Photo courtesy of C'mon Everybody

By Erik Thompson

On Monday it was the one year anniversary of the last live show I attended.

On February 15, 2020, I went to a celebration of life benefit concert at First Avenue in Minneapolis for my friend Ed Ackerson, who died from pancreatic cancer the previous October.

At the time I had no idea it would be my last show for a long, long time. None of us there that night knew just how bad it was going to get. I have trouble even now believing just how bad this was and continues to be. 

But even though we all were gathered at First Ave that night under tragic circumstances, the show was ultimately a joyous celebration of a talented musician and a dear friend. It was also an evening honoring the impact and importance of music itself. All of us in the club that night were brought together by the unifying, uplifting power of music and one man’s remarkable ability to write and record great songs. 

It was a special night. And as far as last shows go, this one was worthy of that grim but meaningful distinction.

Then things got really quiet, really fast. Clubs were quickly closed and all concerts were cancelled. And it has now been one year since I’ve seen a live show. And that makes me incredibly sad and lonely. 

I miss everything about the concert experience and all that goes with it. The sense of electric anticipation before a big gig. The pre-show drinks with good friends. Waiting in line and hearing the loud music filter out through the doors. Working your way into the crowded room to find a good spot to see the show. Smiling or crying when a performance of a song truly moves you. Slowly filtering out of the club after a great gig, feeling like you are walking on clouds. Reminiscing with friends about your favorite parts of the show on the way home. Trying to capture the emotions and intensity of the show in my review immediately afterwards.

I miss it all so damn much.  

Since I first arrived in Minneapolis in 1992 to attend the University of Minnesota, I have probably averaged two or three shows in a typical week. In 2006, I first started writing about music, and my average number of shows increased substantially. Whether I was there covering them for work, or just attending for pleasure, live shows were my social outlet of choice. As an introvert who has always enjoyed spending quality time with myself, live shows snapped me out of my forced isolation and connected me with a wonderful group of friends and a terrific music scene.

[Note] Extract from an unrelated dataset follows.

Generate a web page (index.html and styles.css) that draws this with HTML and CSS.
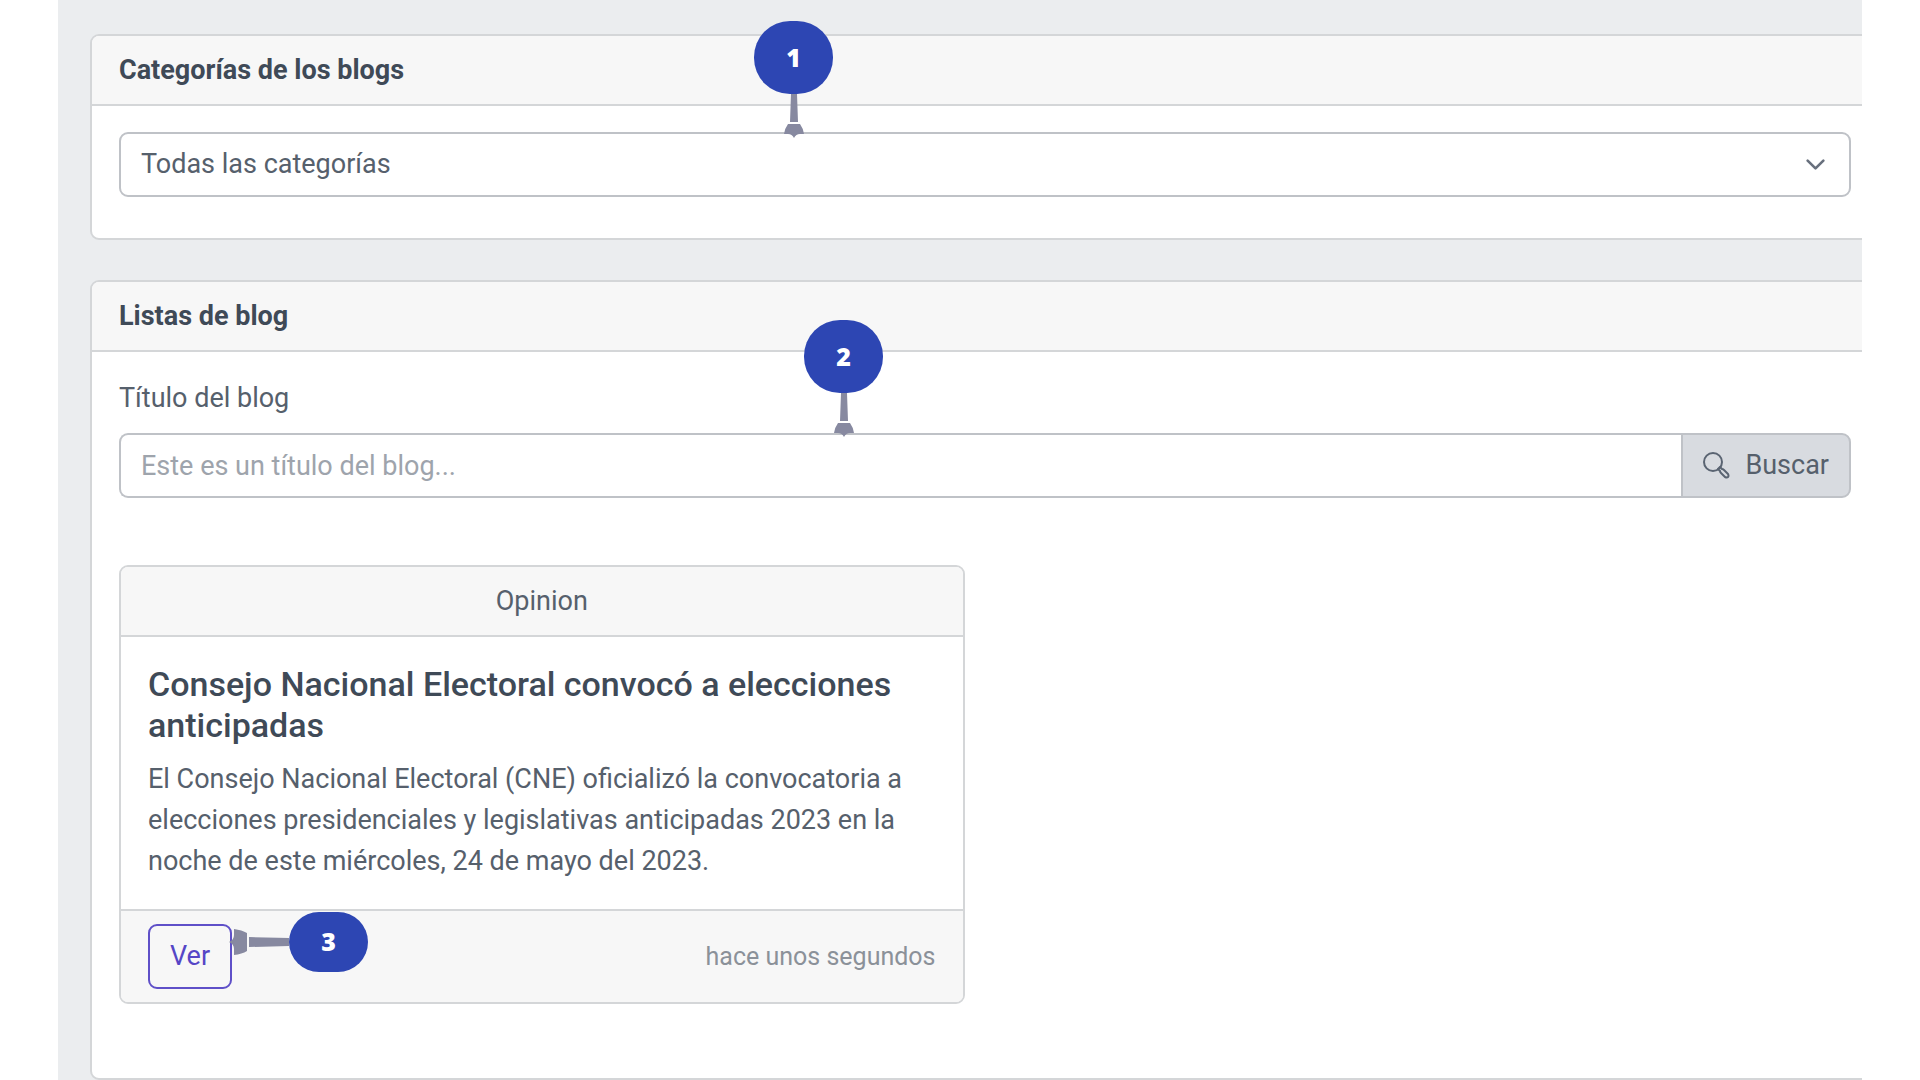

Live shows provided me with the types of interactions I was most comfortable with. Talking with music loving friends who already had a shared common interest was easy and enjoyable for me, and once you got into the show the music was the centerpiece and any discussion came in quick shouted bursts between songs. For an awkward man with social anxiety, concerts are an ideal scenario. And the irresistible lure of the live show coaxed me out of my solitary shell and forced me to connect with my friends and surround myself with people when the easier option would always be to just stay home. 

Going to shows over all these years has helped soothe my anxiety and made dealing with other social situations easier for me. And now I’ve been stuck at home for the past year, retreating further into my head and growing more reclusive by the day. I’ve lost that treasured connection of seeing shows with my friends, as well as the transformative thrill of seeing a fantastic performance that keeps you buzzing long after the music stops. 

And my heart hurts for all those involved in the entertainment industry who have been out of work this entire time. Hell, the shutdown even cost me the best job I ever had. 

Just when we all truly need the uplifting power and potency of a live show the most, the clubs remain eerily silent and dark. But hopefully not for much longer.

This pandemic has been cruel and unforgiving to so many, and I’m fortunate that my loved ones who were struck with the coronavirus have thankfully all survived. But this experience has still taken something intensely personal from me, and from all of us. I’m not the same person I was when I left First Ave that cold winter night one year ago. The pandemic has changed everything.  

I just long for the day when I’m in a queue for a club once again, seeing familiar faces in the line and sharing laughs and stories as we wait to see one of our favorite bands. And stepping through those doors for the very first time will be like entering the land of Oz, and the world will finally switch back to vivid technicolor and magic will return to the air.

And I’ll be there, waiting for my life to be forever changed by music all over again.